On a recent weekend, a Honda Accord with Virginia license plates pulled up to the curb next to Mitnick's cafe and a family of four piled out. On the rear bumper was a purple and white bumper sticker commemorating the 20th anniversary of Woodstock.
The family settled in at a table across the way from where Mitnick was sitting on the front porch of the cafe. They scanned menus, and the mother, who once wore love beads at Woodstock and now is a data processor in Arlington, ordered the Max Yasgur Chef's Salad with low-calorie dressing.
Her husband had purchased the bumper sticker for 99 cents at the Flying Watermelon tie dye shop, just down the street from the cafe. Woodstock anniversary T-shirts also are on sale there for $12 and up. One popular shirt bears a "Ripley's Believe It or Not" inscription over a map showing the location of the town of Woodstock in the center of New York state and the location of the Woodstock festival at White Lake, N.Y.
Former Blues Magoos guitarist Michael Esposito hunched over confidentially next to Mitnick, stroking his graying beard while he raised his voice above the reggae din coming from inside the cafe.
"Couples would come here to find themselves after Woodstock," he said, laugh lines crinkling the edges of his peanut eyes. "And they would! They'd discover who they were. Really. Raise their consciousness. Then they'd split up."
His nervous giggle rolled across the dining room/porch of the legendary night spot where Bob Dylan met the Band, Joan Baez met the New Age and a host of other '60s folkies hatched the music that would become the glue that briefly held together the Woodstock Nation.
"Dylan used to live upstairs," Esposito said with an expansive, parchment-colored grin.
Ex-Band members Rick Danko and Levon Helm, who live part of the year in Woodstock, still float in for an occasional jam. Mitnick, who plays bass for his own band, the Human Condition, sometimes sits in with them. The Band was at Woodstock, he said. The festival, that is. Not to be confused with the town.

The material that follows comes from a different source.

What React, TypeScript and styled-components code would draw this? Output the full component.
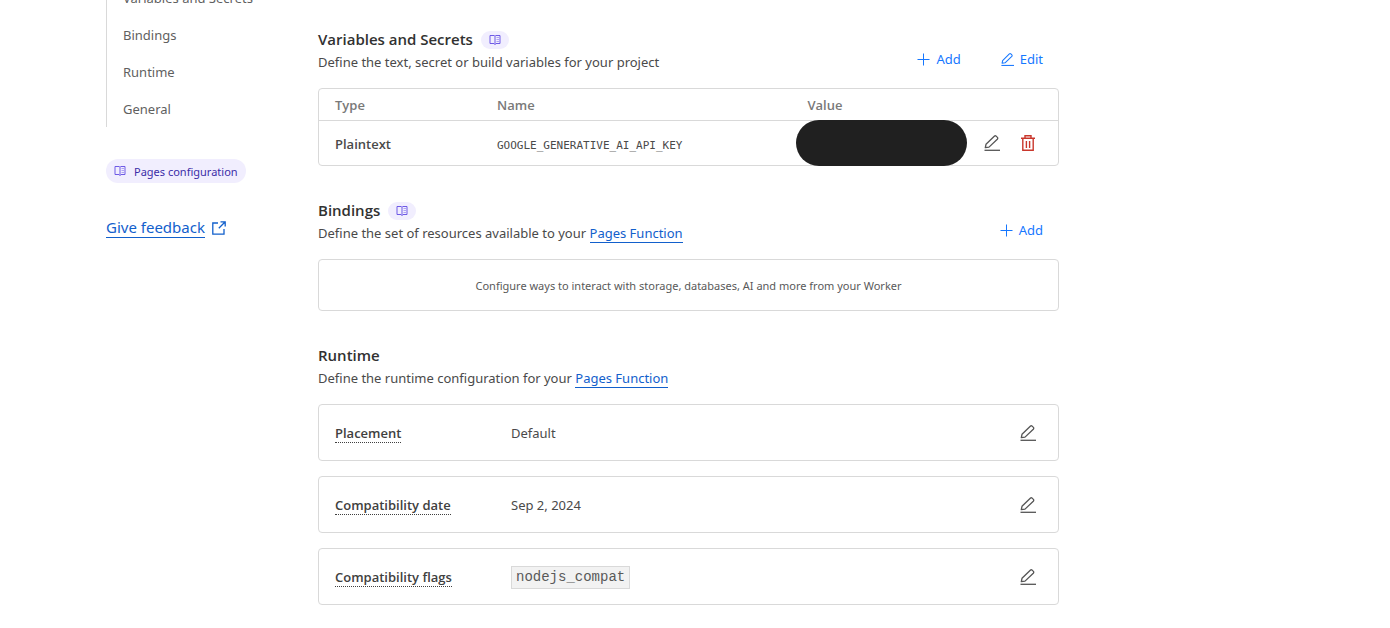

"The town didn't want it held here," Mitnick said.
And they still don't. The original promoters paid $50,000 just to clean up Yasgur's farm after the festival. And most of Woodstock's current 7,000 residents aren't eager to see how much clean-up would cost if it were held today.
Still, there are those who would welcome a second Woodstock, and this time in Woodstock itself--and not in a hay field halfway across the Catskills.

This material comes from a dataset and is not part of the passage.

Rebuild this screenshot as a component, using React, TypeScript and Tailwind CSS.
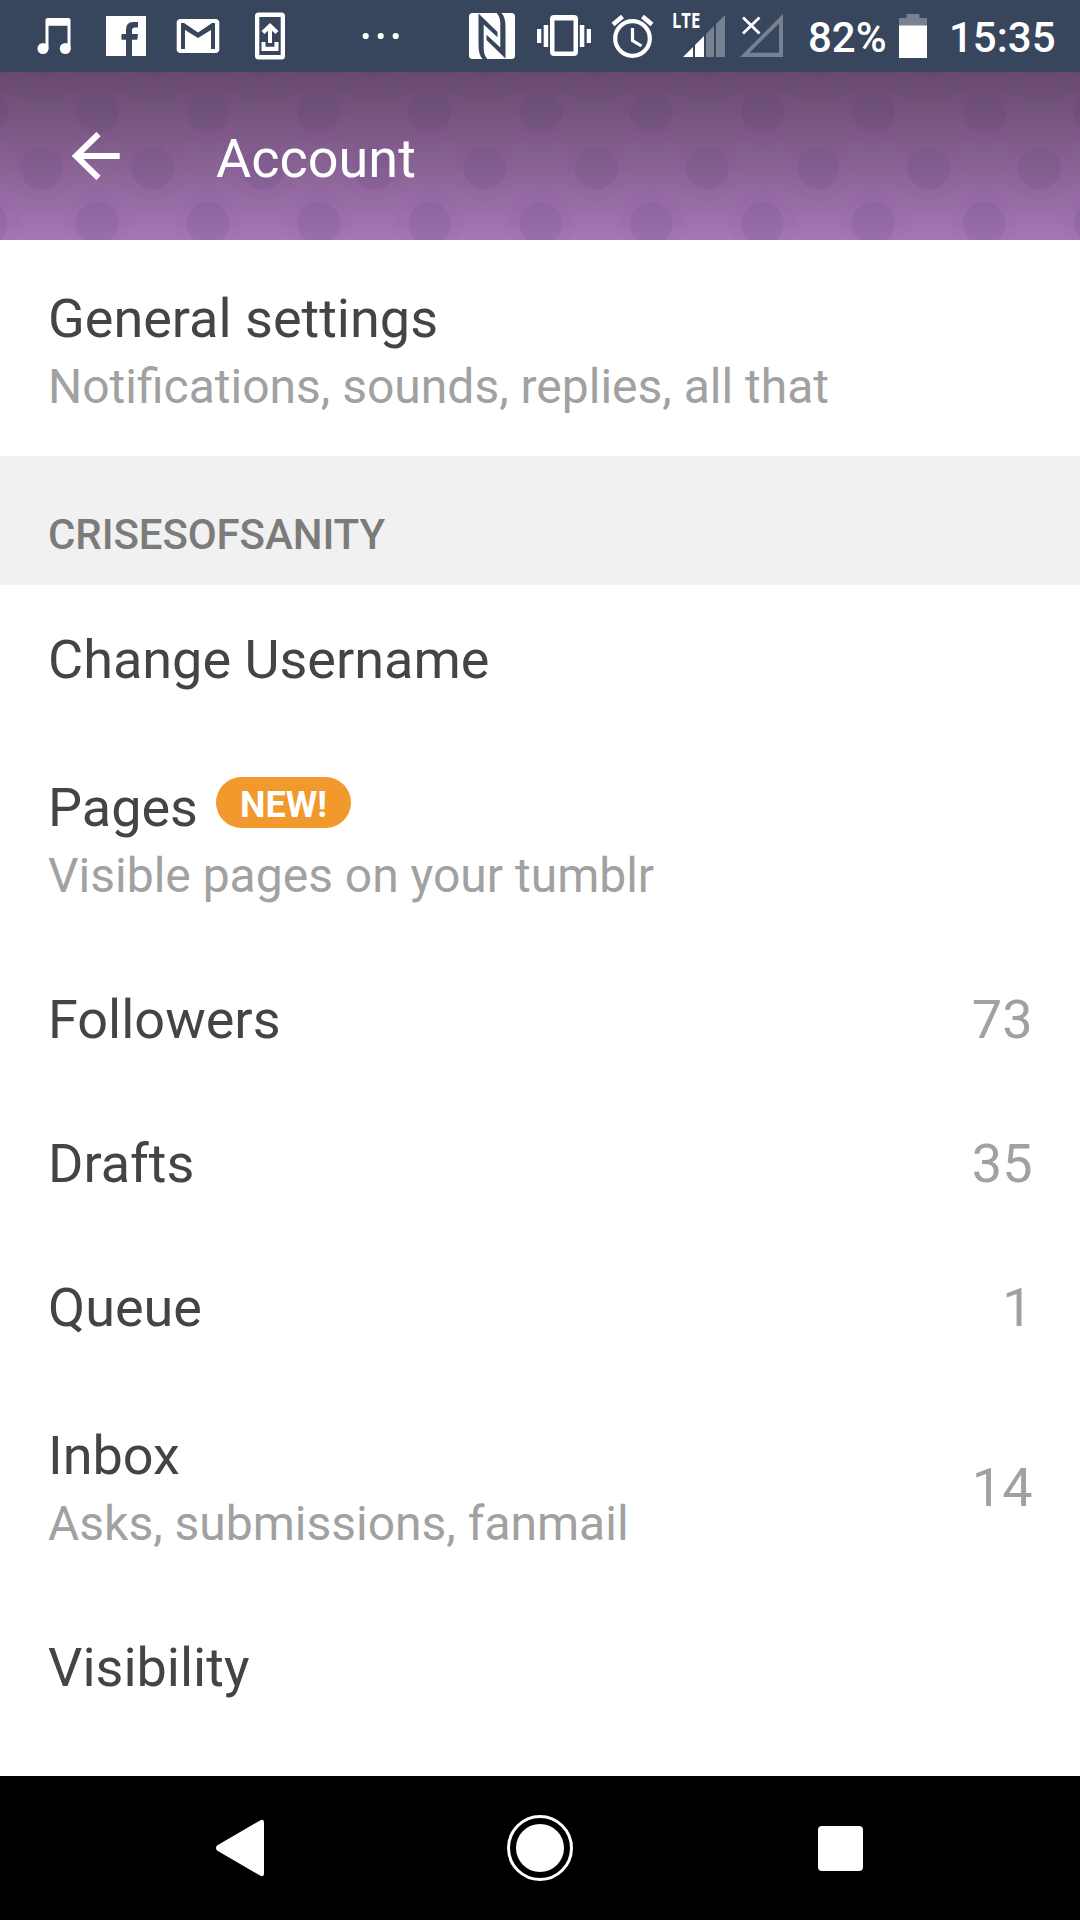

"The town didn't want it to happen the first time either, but it did," said Day Yusco, owner of a hair salon that has become something of a national clearinghouse for information on New Age events. Yusco, who had a vision of world unity shortly after the festival, came to Woodstock and established the Rainbow Tribe--a national mobilization organization that musters its members whenever an anti-nuclear or save-the-earth rally crops up.
Yusco's Cut & Dry beauty salon is merely his day job.
Yusco, for one, plans to welcome returning Woodstock alumni on the 20th anniversary this Aug. 16. He'll be beating a drum in Magic Meadow just outside of town and paying homage to a full eclipse of the moon, which is supposed to occur that same evening.
"We're going to be hosts whether we want it or not," he recently told the weekly Woodstock Times. "We will party all summer, keep the drums going. The brothers and sisters are coming home. We're going to welcome them."